Entertainment

Weak atmosphere eclipses astronomer’s tale

If the skies had looked the way they do in Bertolt Brecht’s “Galileo,” which just opened at Classic Stage Company, the famous Italian astronomer may never have looked up a telescope. It’s as if a giant mobile made up of brown, ugly Christmas ornaments hung over the stage. Occasional projections enliven those lumpy planets, but the drab set is in dire need of a Pink Floyd soundtrack.

Actually, Brian Kulick’s overly earnest production could use some Red Bull: It’s packed with challenging ideas but punches like a kitten wearing boxing gloves.

F. Murray Abraham is perfectly fine as Galileo, of course, but the actor known for intense, outsize performances — Salieri in the “Amadeus” movie, and an excellent Shylock in a recent “Merchant of Venice” — keeps things in dignified check here.

This approach saps the energy out of the play, which tracks the struggle between the famed Italian scientist and the Catholic Church in the early 17th century.

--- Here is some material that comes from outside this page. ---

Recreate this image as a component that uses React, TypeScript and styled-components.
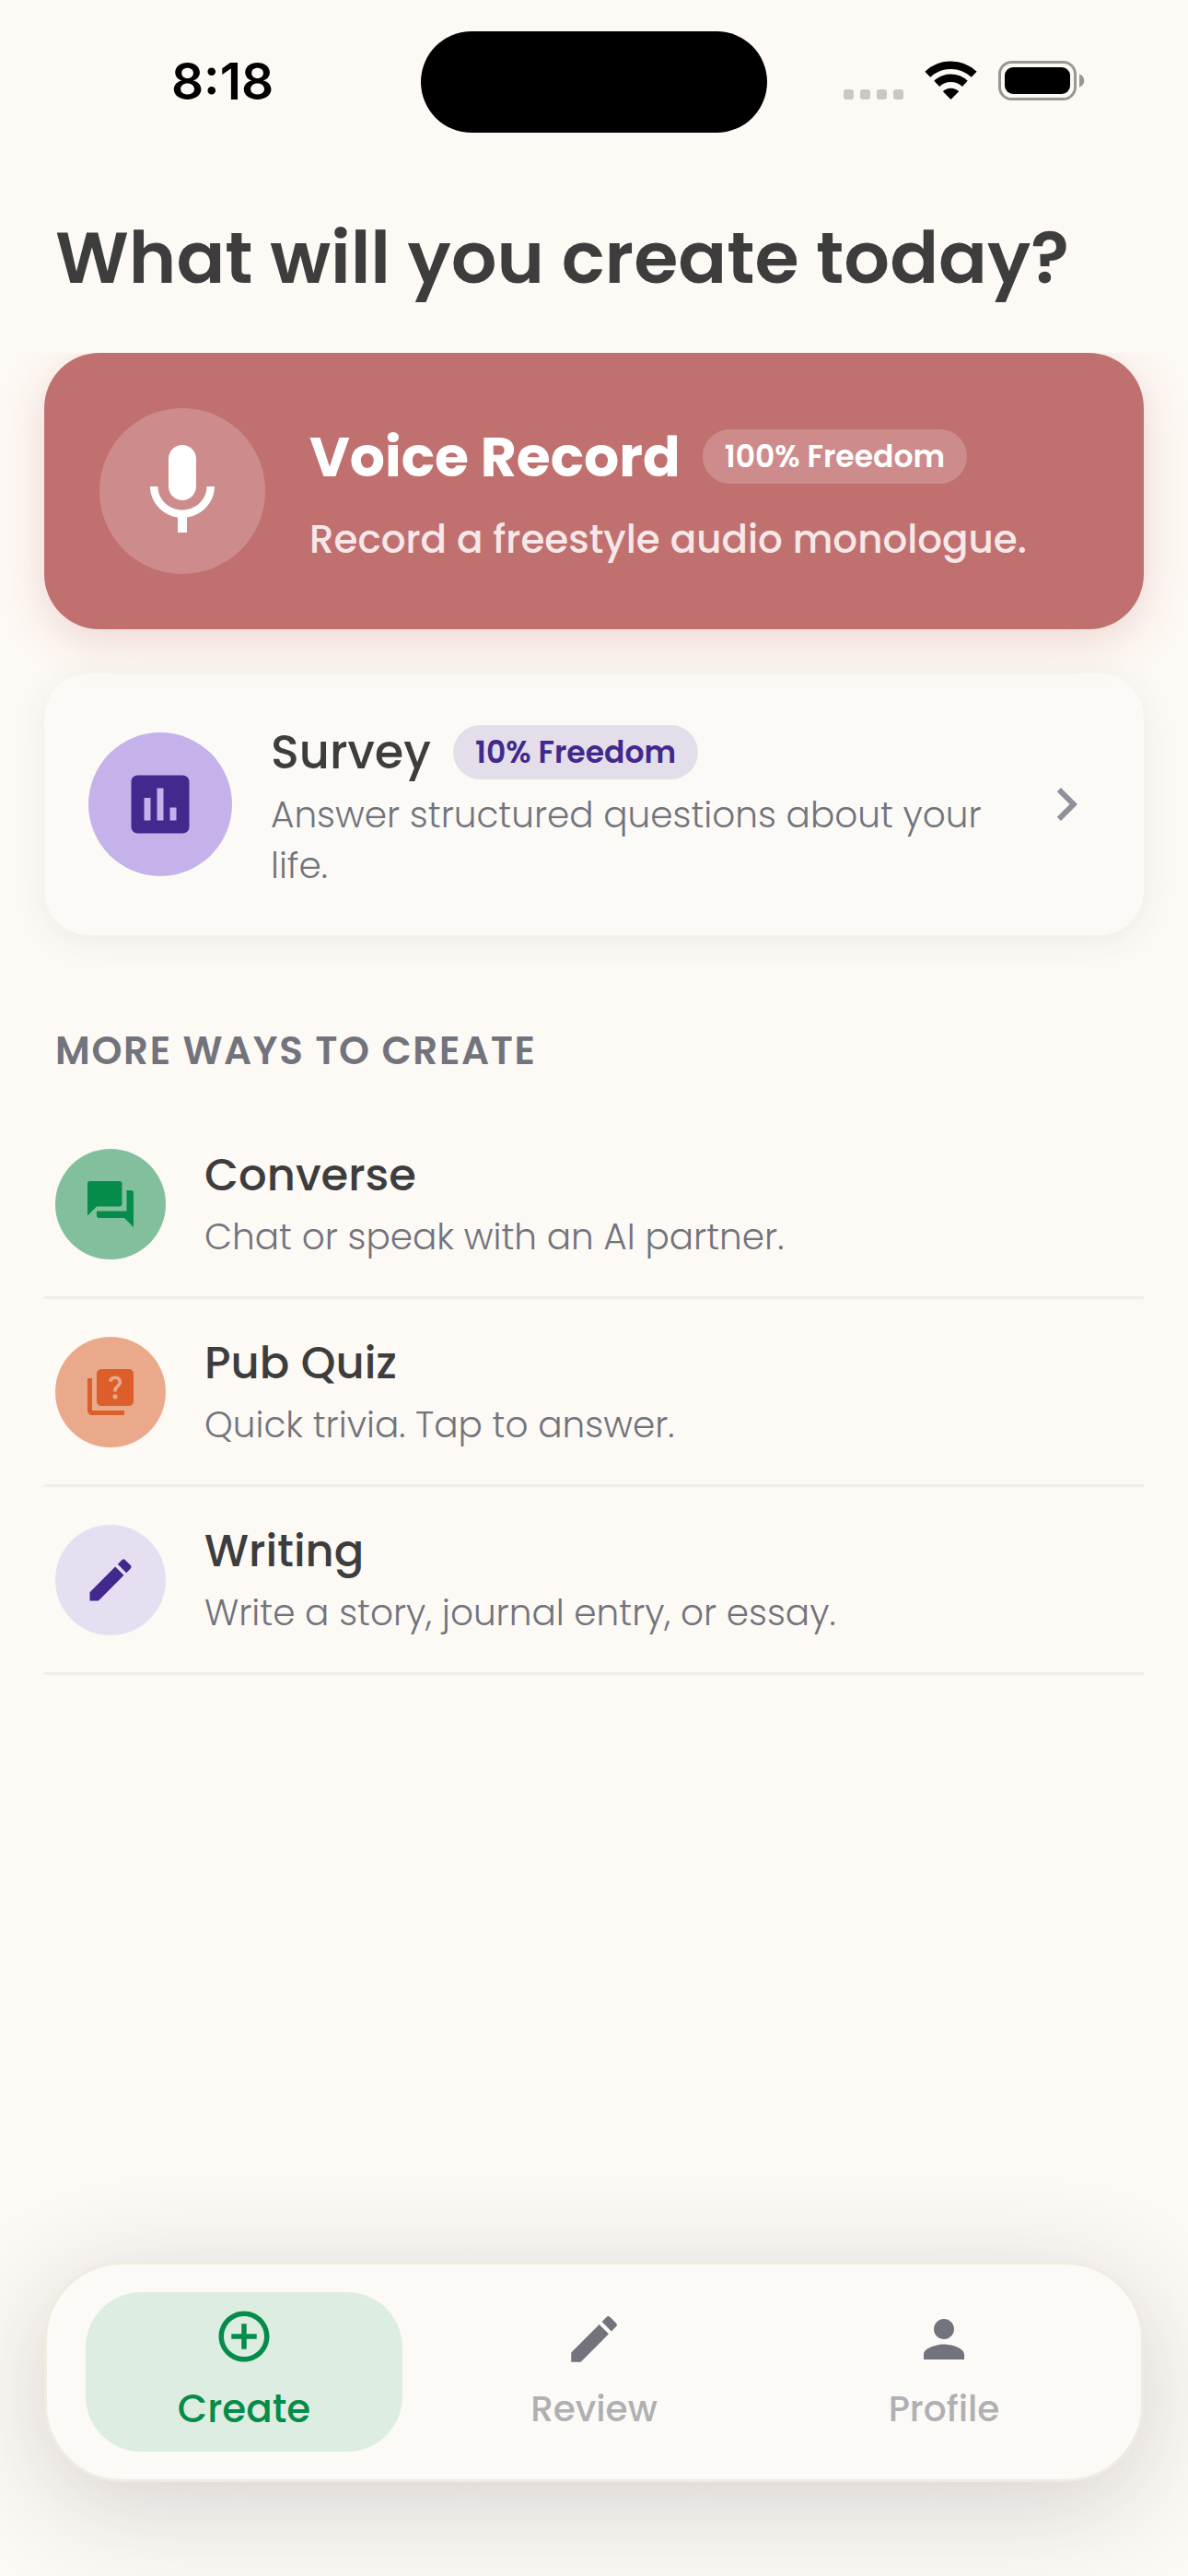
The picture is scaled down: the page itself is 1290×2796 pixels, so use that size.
import React from "react";
import styled, { createGlobalStyle } from "styled-components";
import {
  MdMic,
  MdPoll,
  MdChevronRight,
  MdForum,
  MdQuiz,
  MdEdit,
  MdAddCircleOutline,
  MdPerson,
} from "react-icons/md";

const font = 'Poppins, Inter, "Noto Sans", sans-serif';

const GlobalStyle = createGlobalStyle`
  *, *::before, *::after { box-sizing: border-box; }
  body {
    margin: 0;
    background: #fdf9f4;
    color: #3d3d3d;
    font-family: ${font};
  }
  button { font: inherit; color: inherit; border: 0; background: none; padding: 0; text-align: left; cursor: pointer; }
  a { color: inherit; text-decoration: none; }
  h1, h2, p, ul { margin: 0; padding: 0; }
  svg { display: block; flex: none; }
`;

const Screen = styled.div`
  min-height: 100vh;
  display: flex;
  flex-direction: column;
`;

const StatusBar = styled.header`
  display: grid;
  grid-template-columns: 1fr 376px 1fr;
  align-items: center;
  padding-top: 34px;
`;

const Time = styled.time`
  padding: 0 0 3px 26px;
  text-align: center;
  font-family: Inter, sans-serif;
  font-size: 55px;
  line-height: 66px;
  font-weight: 600;
  color: #000;
`;

const Island = styled.div`
  height: 110px;
  border-radius: 55px;
  background: #000;
`;

const StatusIcons = styled.div`
  display: flex;
  justify-content: flex-end;
  padding: 0 112px 3px 0;
`;

const Main = styled.main`
  flex: 1;
  display: flex;
  flex-direction: column;
  padding: 81px 48px 48px;
`;

const Heading = styled.h1`
  padding: 0 12px;
  font-size: 78px;
  line-height: 110px;
  font-weight: 600;
`;

const Card = styled.button<{ $featured?: boolean }>`
  display: flex;
  align-items: center;
  width: 100%;
  gap: ${(p) => (p.$featured ? 48 : 42)}px;
  margin-top: 48px;
  padding: ${(p) => (p.$featured ? "60px" : "48px")};
  border-radius: ${(p) => (p.$featured ? 60 : 48)}px;
  background: ${(p) => (p.$featured ? "#c17070" : "#fcfaf6")};
  box-shadow: ${(p) =>
    p.$featured
      ? "0 12px 48px rgba(193, 112, 112, 0.25)"
      : "0 6px 36px rgba(60, 60, 80, 0.08)"};
  clip-path: ${(p) => (p.$featured ? "inset(0 -48px -72px)" : "none")};
`;

const Disc = styled.span<{ $size: number; $bg: string; $fg: string }>`
  flex: none;
  display: flex;
  align-items: center;
  justify-content: center;
  width: ${(p) => p.$size}px;
  height: ${(p) => p.$size}px;
  border-radius: 50%;
  background: ${(p) => p.$bg};
  color: ${(p) => p.$fg};
`;

const CardBody = styled.span<{ $gap: number }>`
  flex: 1;
  display: flex;
  flex-direction: column;
  gap: ${(p) => p.$gap}px;
`;

const TitleRow = styled.span`
  display: flex;
  align-items: center;
  gap: 24px;
`;

const FeaturedTitle = styled.span`
  font-size: 60px;
  line-height: 90px;
  font-weight: 700;
  color: #fff;
`;

const FeaturedText = styled.span`
  font-size: 42px;
  line-height: 60px;
  font-weight: 500;
  color: #f6e8e8;
`;

const CardTitle = styled.span`
  font-size: 51px;
  line-height: 75px;
  font-weight: 500;
`;

const Muted = styled.span`
  font-size: 39px;
  line-height: 55px;
  font-weight: 300;
  color: #72737c;
`;

const Badge = styled.span<{ $bg: string; $fg: string }>`
  padding: 0 24px;
  border-radius: 30px;
  font-size: 33px;
  line-height: 59px;
  font-weight: 600;
  background: ${(p) => p.$bg};
  color: ${(p) => p.$fg};
`;

const SectionLabel = styled.h2`
  margin-top: 94px;
  padding: 0 12px;
  font-size: 42px;
  line-height: 63px;
  font-weight: 600;
  letter-spacing: 0.04em;
  color: #72737c;
`;

const List = styled.ul`
  list-style: none;
  margin-top: 34px;
`;

const Item = styled.li`
  border-bottom: 3px solid #f1eeea;
`;

const ItemButton = styled.button`
  display: flex;
  align-items: center;
  gap: 42px;
  width: 100%;
  height: 201px;
  padding: 0 12px;
`;

const ItemBody = styled.span`
  display: flex;
  flex-direction: column;
  gap: 6px;
`;

const ItemTitle = styled.span`
  font-size: 48px;
  line-height: 66px;
  font-weight: 500;
`;

const TabBar = styled.nav`
  display: grid;
  grid-template-columns: repeat(3, 1fr);
  gap: 36px;
  margin: 0 48px 102px;
  padding: 30px 42px;
  border: 3px solid #f1ece1;
  border-radius: 84px;
  background: #fcfaf6;
  box-shadow: 0 24px 120px rgba(50, 50, 65, 0.2);
`;

const Tab = styled.a<{ $active?: boolean }>`
  display: flex;
  flex-direction: column;
  align-items: center;
  justify-content: center;
  gap: 14px;
  height: 173px;
  border-radius: 60px;
  font-size: ${(p) => (p.$active ? 42 : 39)}px;
  line-height: ${(p) => (p.$active ? 63 : 58)}px;
  font-weight: 500;
  background: ${(p) => (p.$active ? "#deede2" : "transparent")};
  color: ${(p) => (p.$active ? "#058c4b" : "#b0b0b3")};
  svg { color: ${(p) => (p.$active ? "#058c4b" : "#72737c")}; }
`;

const StatusGlyphs = () => (
  <svg width="262" height="44" viewBox="0 0 262 44" aria-label="Wi-Fi on, battery full" role="img">
    <g fill="#cbc7c4">
      <rect x="0" y="31" width="11" height="11" rx="3" />
      <rect x="18" y="31" width="11" height="11" rx="3" />
      <rect x="36" y="31" width="11" height="11" rx="3" />
      <rect x="54" y="31" width="11" height="11" rx="3" />
    </g>
    <g fill="none" stroke="#000" strokeWidth="8.5">
      <path d="M91.300 14.800A36.500 36.500 0 0 1 141.700 14.800" />
      <path d="M101.200 24.800A22.400 22.400 0 0 1 131.800 24.800" />
    </g>
    <path d="M116.500 42L107.800 33.300A12.300 12.300 0 0 1 125.200 33.300Z" fill="#000" />
    <rect x="169.500" y="1.500" width="82" height="40" rx="13" fill="none" stroke="#999793" strokeWidth="3" />
    <rect x="175" y="7" width="71" height="29" rx="9" fill="#000" />
    <path d="M256 14.500c7 2 7 12 0 14z" fill="#999793" />
  </svg>
);

const ways = [
  { title: "Converse", text: "Chat or speak with an AI partner.", Icon: MdForum, bg: "#82c09d", fg: "#058c4b" },
  { title: "Pub Quiz", text: "Quick trivia. Tap to answer.", Icon: MdQuiz, bg: "#eaa98b", fg: "#dc5f2b" },
  { title: "Writing", text: "Write a story, journal entry, or essay.", Icon: MdEdit, bg: "#e6dff1", fg: "#41298d" },
];

export default function App() {
  return (
    <Screen>
      <GlobalStyle />
      <StatusBar>
        <Time>8:18</Time>
        <Island />
        <StatusIcons>
          <StatusGlyphs />
        </StatusIcons>
      </StatusBar>
      <Main>
        <Heading>What will you create today?</Heading>
        <Card $featured type="button">
          <Disc $size={180} $bg="#cd8c8b" $fg="#fff">
            <MdMic size={120} />
          </Disc>
          <CardBody $gap={15}>
            <TitleRow>
              <FeaturedTitle>Voice Record</FeaturedTitle>
              <Badge $bg="#cd8c8b" $fg="#fff">100% Freedom</Badge>
            </TitleRow>
            <FeaturedText>Record a freestyle audio monologue.</FeaturedText>
          </CardBody>
        </Card>
        <Card type="button">
          <Disc $size={156} $bg="#c5b2ea" $fg="#41298d">
            <MdPoll size={84} />
          </Disc>
          <CardBody $gap={3}>
            <TitleRow>
              <CardTitle>Survey</CardTitle>
              <Badge $bg="#e4deea" $fg="#41298d">10% Freedom</Badge>
            </TitleRow>
            <Muted>Answer structured questions about your life.</Muted>
          </CardBody>
          <MdChevronRight size={72} color="#8f9099" />
        </Card>
        <SectionLabel>MORE WAYS TO CREATE</SectionLabel>
        <List>
          {ways.map(({ title, text, Icon, bg, fg }) => (
            <Item key={title}>
              <ItemButton type="button">
                <Disc $size={120} $bg={bg} $fg={fg}>
                  <Icon size={60} />
                </Disc>
                <ItemBody>
                  <ItemTitle>{title}</ItemTitle>
                  <Muted>{text}</Muted>
                </ItemBody>
              </ItemButton>
            </Item>
          ))}
        </List>
      </Main>
      <TabBar>
        <Tab href="#create" $active aria-current="page">
          <MdAddCircleOutline size={66} />
          Create
        </Tab>
        <Tab href="#review">
          <MdEdit size={66} />
          Review
        </Tab>
        <Tab href="#profile">
          <MdPerson size={66} />
          Profile
        </Tab>
      </TabBar>
    </Screen>
  );
}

Inconveniently for religious authorities, which preached that the sun revolves around the Earth, Galileo discovered it was the reverse.

“Where is God in your system of the universe?” asks his concerned friend Sagredo (Steven Skybell).

“Within ourselves,” Galileo answers. “Or — nowhere.”

You can see why the Church would want to keep this on the QT.

But Brecht doesn’t really get into point/counterpoint arguments — even if the show offers enough prescient parallels with our “faith vs. science” debates around global warming and evolution to provoke knowing chuckles.

Director Kulick uses a version of the text written right after WWII by Brecht and an unlikely collaborator: “Mutiny on the Bounty” star Charles Laughton. Two things were on the playwright’s mind then: his appearance in front of the House Un-American Activities Committee, and Hiroshima, which raised the issue of scientists’ responsibilities.

Hounded by the Inquisition, Galileo recants at the mere sight of torture instruments. Under house arrest, he continues his research in secret, but plays it safe to save his skin.